MATERIAL PROVIDED:
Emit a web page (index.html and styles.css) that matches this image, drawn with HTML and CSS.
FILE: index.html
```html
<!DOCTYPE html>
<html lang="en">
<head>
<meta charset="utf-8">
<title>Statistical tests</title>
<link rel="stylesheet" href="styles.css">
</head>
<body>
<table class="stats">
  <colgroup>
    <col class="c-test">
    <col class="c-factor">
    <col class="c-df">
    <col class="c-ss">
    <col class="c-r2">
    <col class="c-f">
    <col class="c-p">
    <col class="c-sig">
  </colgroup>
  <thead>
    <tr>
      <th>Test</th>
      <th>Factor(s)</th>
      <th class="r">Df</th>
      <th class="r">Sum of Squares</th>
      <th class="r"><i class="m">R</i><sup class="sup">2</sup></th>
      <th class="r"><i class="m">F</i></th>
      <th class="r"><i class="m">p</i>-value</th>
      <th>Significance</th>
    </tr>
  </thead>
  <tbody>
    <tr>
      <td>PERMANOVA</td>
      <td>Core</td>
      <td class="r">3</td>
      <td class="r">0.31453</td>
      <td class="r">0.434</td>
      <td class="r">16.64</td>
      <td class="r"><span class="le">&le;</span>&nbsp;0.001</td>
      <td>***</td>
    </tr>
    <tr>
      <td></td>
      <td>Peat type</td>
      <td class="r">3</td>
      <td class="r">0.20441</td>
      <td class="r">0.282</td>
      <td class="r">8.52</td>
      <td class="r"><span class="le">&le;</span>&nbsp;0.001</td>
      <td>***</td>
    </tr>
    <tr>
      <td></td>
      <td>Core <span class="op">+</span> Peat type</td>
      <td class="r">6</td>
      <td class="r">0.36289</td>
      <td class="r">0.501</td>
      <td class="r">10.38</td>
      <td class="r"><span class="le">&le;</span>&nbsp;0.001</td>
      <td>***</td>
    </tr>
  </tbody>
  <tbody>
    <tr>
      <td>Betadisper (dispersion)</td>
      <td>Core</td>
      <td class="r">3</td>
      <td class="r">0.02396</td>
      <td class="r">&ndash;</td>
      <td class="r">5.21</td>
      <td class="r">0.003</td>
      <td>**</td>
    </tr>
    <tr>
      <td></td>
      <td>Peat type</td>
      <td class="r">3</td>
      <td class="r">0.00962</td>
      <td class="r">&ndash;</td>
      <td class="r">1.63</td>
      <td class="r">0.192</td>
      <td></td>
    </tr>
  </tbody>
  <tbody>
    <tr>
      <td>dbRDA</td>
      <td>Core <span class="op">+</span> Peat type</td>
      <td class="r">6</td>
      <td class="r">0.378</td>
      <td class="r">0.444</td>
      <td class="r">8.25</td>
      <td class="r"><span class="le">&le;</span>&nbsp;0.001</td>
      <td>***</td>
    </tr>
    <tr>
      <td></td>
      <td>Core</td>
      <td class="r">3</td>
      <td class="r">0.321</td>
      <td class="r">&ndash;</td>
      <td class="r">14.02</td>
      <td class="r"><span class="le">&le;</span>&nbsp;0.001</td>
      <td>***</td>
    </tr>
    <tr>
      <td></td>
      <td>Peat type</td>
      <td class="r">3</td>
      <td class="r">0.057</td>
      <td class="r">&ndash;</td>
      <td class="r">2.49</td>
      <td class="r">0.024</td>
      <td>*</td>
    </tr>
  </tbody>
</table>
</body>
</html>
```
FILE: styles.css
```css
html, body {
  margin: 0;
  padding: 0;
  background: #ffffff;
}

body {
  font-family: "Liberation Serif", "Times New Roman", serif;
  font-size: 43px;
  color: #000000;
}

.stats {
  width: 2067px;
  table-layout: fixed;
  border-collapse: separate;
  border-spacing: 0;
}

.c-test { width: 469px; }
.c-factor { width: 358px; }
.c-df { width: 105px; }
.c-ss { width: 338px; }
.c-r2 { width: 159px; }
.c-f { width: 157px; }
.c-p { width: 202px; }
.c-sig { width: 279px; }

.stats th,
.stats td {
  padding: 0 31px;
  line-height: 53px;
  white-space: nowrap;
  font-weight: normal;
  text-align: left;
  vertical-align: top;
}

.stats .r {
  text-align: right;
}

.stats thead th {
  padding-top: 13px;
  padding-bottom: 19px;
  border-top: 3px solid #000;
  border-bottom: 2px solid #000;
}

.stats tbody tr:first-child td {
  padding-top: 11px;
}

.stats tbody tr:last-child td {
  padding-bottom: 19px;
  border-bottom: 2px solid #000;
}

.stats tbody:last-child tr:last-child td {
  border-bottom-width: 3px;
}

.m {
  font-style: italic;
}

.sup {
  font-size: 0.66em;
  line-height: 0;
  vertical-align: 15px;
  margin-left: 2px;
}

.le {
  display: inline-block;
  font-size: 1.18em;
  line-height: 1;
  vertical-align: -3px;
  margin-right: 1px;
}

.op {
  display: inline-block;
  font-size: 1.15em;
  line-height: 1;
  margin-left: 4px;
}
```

PROBLEM TO WORK ON:
Write out the whole listing again, exactly as it stands.

ANSWER TO THIS TASK:
Emit a web page (index.html and styles.css) that matches this image, drawn with HTML and CSS.
FILE: index.html
```html
<!DOCTYPE html>
<html lang="en">
<head>
<meta charset="utf-8">
<title>Statistical tests</title>
<link rel="stylesheet" href="styles.css">
</head>
<body>
<table class="stats">
  <colgroup>
    <col class="c-test">
    <col class="c-factor">
    <col class="c-df">
    <col class="c-ss">
    <col class="c-r2">
    <col class="c-f">
    <col class="c-p">
    <col class="c-sig">
  </colgroup>
  <thead>
    <tr>
      <th>Test</th>
      <th>Factor(s)</th>
      <th class="r">Df</th>
      <th class="r">Sum of Squares</th>
      <th class="r"><i class="m">R</i><sup class="sup">2</sup></th>
      <th class="r"><i class="m">F</i></th>
      <th class="r"><i class="m">p</i>-value</th>
      <th>Significance</th>
    </tr>
  </thead>
  <tbody>
    <tr>
      <td>PERMANOVA</td>
      <td>Core</td>
      <td class="r">3</td>
      <td class="r">0.31453</td>
      <td class="r">0.434</td>
      <td class="r">16.64</td>
      <td class="r"><span class="le">&le;</span>&nbsp;0.001</td>
      <td>***</td>
    </tr>
    <tr>
      <td></td>
      <td>Peat type</td>
      <td class="r">3</td>
      <td class="r">0.20441</td>
      <td class="r">0.282</td>
      <td class="r">8.52</td>
      <td class="r"><span class="le">&le;</span>&nbsp;0.001</td>
      <td>***</td>
    </tr>
    <tr>
      <td></td>
      <td>Core <span class="op">+</span> Peat type</td>
      <td class="r">6</td>
      <td class="r">0.36289</td>
      <td class="r">0.501</td>
      <td class="r">10.38</td>
      <td class="r"><span class="le">&le;</span>&nbsp;0.001</td>
      <td>***</td>
    </tr>
  </tbody>
  <tbody>
    <tr>
      <td>Betadisper (dispersion)</td>
      <td>Core</td>
      <td class="r">3</td>
      <td class="r">0.02396</td>
      <td class="r">&ndash;</td>
      <td class="r">5.21</td>
      <td class="r">0.003</td>
      <td>**</td>
    </tr>
    <tr>
      <td></td>
      <td>Peat type</td>
      <td class="r">3</td>
      <td class="r">0.00962</td>
      <td class="r">&ndash;</td>
      <td class="r">1.63</td>
      <td class="r">0.192</td>
      <td></td>
    </tr>
  </tbody>
  <tbody>
    <tr>
      <td>dbRDA</td>
      <td>Core <span class="op">+</span> Peat type</td>
      <td class="r">6</td>
      <td class="r">0.378</td>
      <td class="r">0.444</td>
      <td class="r">8.25</td>
      <td class="r"><span class="le">&le;</span>&nbsp;0.001</td>
      <td>***</td>
    </tr>
    <tr>
      <td></td>
      <td>Core</td>
      <td class="r">3</td>
      <td class="r">0.321</td>
      <td class="r">&ndash;</td>
      <td class="r">14.02</td>
      <td class="r"><span class="le">&le;</span>&nbsp;0.001</td>
      <td>***</td>
    </tr>
    <tr>
      <td></td>
      <td>Peat type</td>
      <td class="r">3</td>
      <td class="r">0.057</td>
      <td class="r">&ndash;</td>
      <td class="r">2.49</td>
      <td class="r">0.024</td>
      <td>*</td>
    </tr>
  </tbody>
</table>
</body>
</html>
```
FILE: styles.css
```css
html, body {
  margin: 0;
  padding: 0;
  background: #ffffff;
}

body {
  font-family: "Liberation Serif", "Times New Roman", serif;
  font-size: 43px;
  color: #000000;
}

.stats {
  width: 2067px;
  table-layout: fixed;
  border-collapse: separate;
  border-spacing: 0;
}

.c-test { width: 469px; }
.c-factor { width: 358px; }
.c-df { width: 105px; }
.c-ss { width: 338px; }
.c-r2 { width: 159px; }
.c-f { width: 157px; }
.c-p { width: 202px; }
.c-sig { width: 279px; }

.stats th,
.stats td {
  padding: 0 31px;
  line-height: 53px;
  white-space: nowrap;
  font-weight: normal;
  text-align: left;
  vertical-align: top;
}

.stats .r {
  text-align: right;
}

.stats thead th {
  padding-top: 13px;
  padding-bottom: 19px;
  border-top: 3px solid #000;
  border-bottom: 2px solid #000;
}

.stats tbody tr:first-child td {
  padding-top: 11px;
}

.stats tbody tr:last-child td {
  padding-bottom: 19px;
  border-bottom: 2px solid #000;
}

.stats tbody:last-child tr:last-child td {
  border-bottom-width: 3px;
}

.m {
  font-style: italic;
}

.sup {
  font-size: 0.66em;
  line-height: 0;
  vertical-align: 15px;
  margin-left: 2px;
}

.le {
  display: inline-block;
  font-size: 1.18em;
  line-height: 1;
  vertical-align: -3px;
  margin-right: 1px;
}

.op {
  display: inline-block;
  font-size: 1.15em;
  line-height: 1;
  margin-left: 4px;
}
```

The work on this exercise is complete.